The statement from Bishop Dewane, chairman of the U.S. Conference of Catholic Bishops’ Committee on Domestic Justice and Human Development, said the health care reform proposals currently under consideration would “harm millions of struggling Americans by leaving too many at risk of losing adequate health coverage and continue to exclude too many people, including immigrants.”
“We are grateful for the efforts to include protections for the unborn, however, any final bill must include full Hyde Amendment provisions and add much-needed conscience protections. The current proposals are simply unacceptable as written, and any attempts to repeal the ACA (Affordable Care Act) without a concurrent replacement is also unacceptable,” he said in a July 25 statement.
During the procedural vote on the Senate floor, 50 Republicans voted yes and two GOP senators – Susan Collins of Maine and Lisa Murkowski of Alaska – voted no, along with the Senate’s 48 Democrats. The tie-breaking vote was necessary from Vice President Mike Pence, as president of the Senate.
The vote to debate health care legislation took place after months of ongoing discussion and leaves Senate Republicans with a few options, including completely replacing the health care law, or voting for what has been described as a “skinny” repeal that would remove parts of the Affordable Care Act (ACA). They also could pass a measure that would repeal the current law without implementing a replacement.
As votes were being cast, all eyes were on Sen. John McCain, R-Arizona, who returned to the Senate floor just days after being diagnosed with brain cancer, and Sen. Ron Johnson, R-Wisconsin, who had not assured the Senate of his vote prior to the tally.
Just prior to the procedural vote, Republican Sen. Mitch McConnell of Kentucky, majority leader, urged fellow senators not to let this moment slip by.
“All we have to do today is to have the courage to begin the debate,” he added as protesters yelled in the background: “Kill the bill, don’t kill us.”
“Will we begin the debate on one of the most important issues confronting America today?” he asked before answering: “It is my hope that the answer will be yes.”
Democratic Sen. Charles Schumer of New York, minority leader, stressed that Democrats had been “locked out” of the recent health care debate and he warned that the Republican plan will “certainly mean drastic cuts” in Medicaid and would cause many to lose health care insurance.

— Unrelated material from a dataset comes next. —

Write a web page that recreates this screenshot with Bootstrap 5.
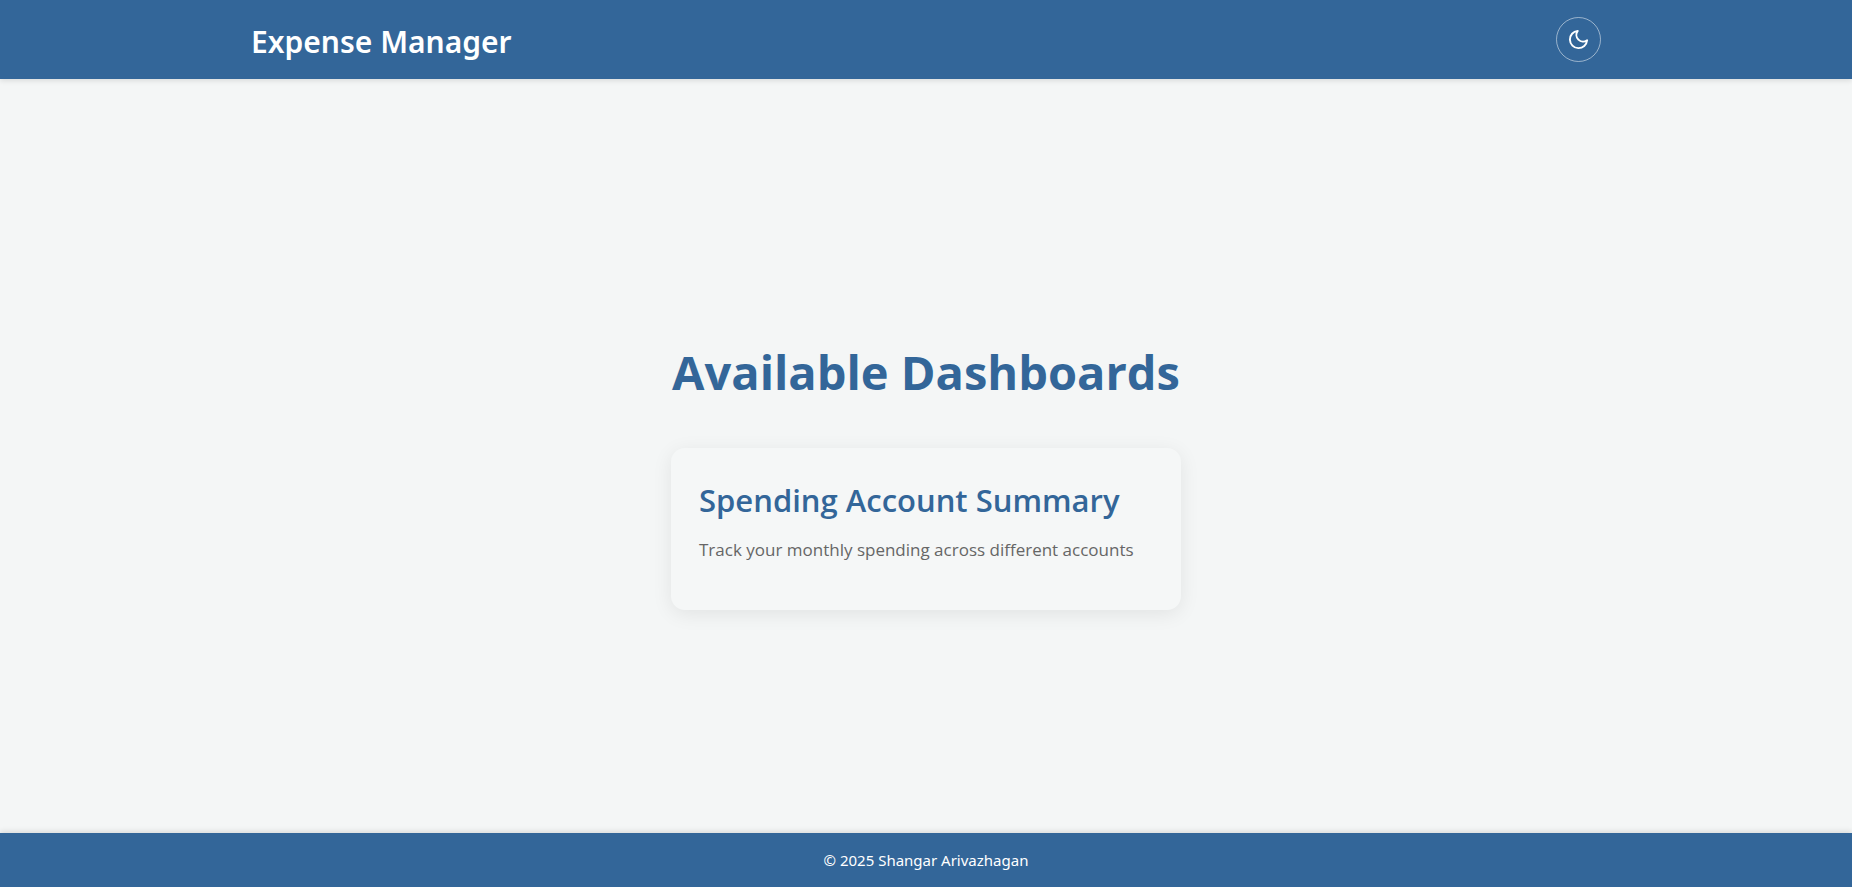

McCain urged his colleagues to “trust each other” and “return to order” after casting his vote to move the debate forward.
In his July 25 statement, Bishop Dewane said, “There is much work to be done to remedy the ACA’s shortcomings” and he called on the Senate to make the necessary changes.
He also stressed that “current and impending barriers to access and affordability under the ACA must be removed, particularly for those most in need. Such changes can be made with narrower reforms that do not jeopardize the access to health care that millions currently receive,” he added.
Carolyn Mackenzie contributed to this report.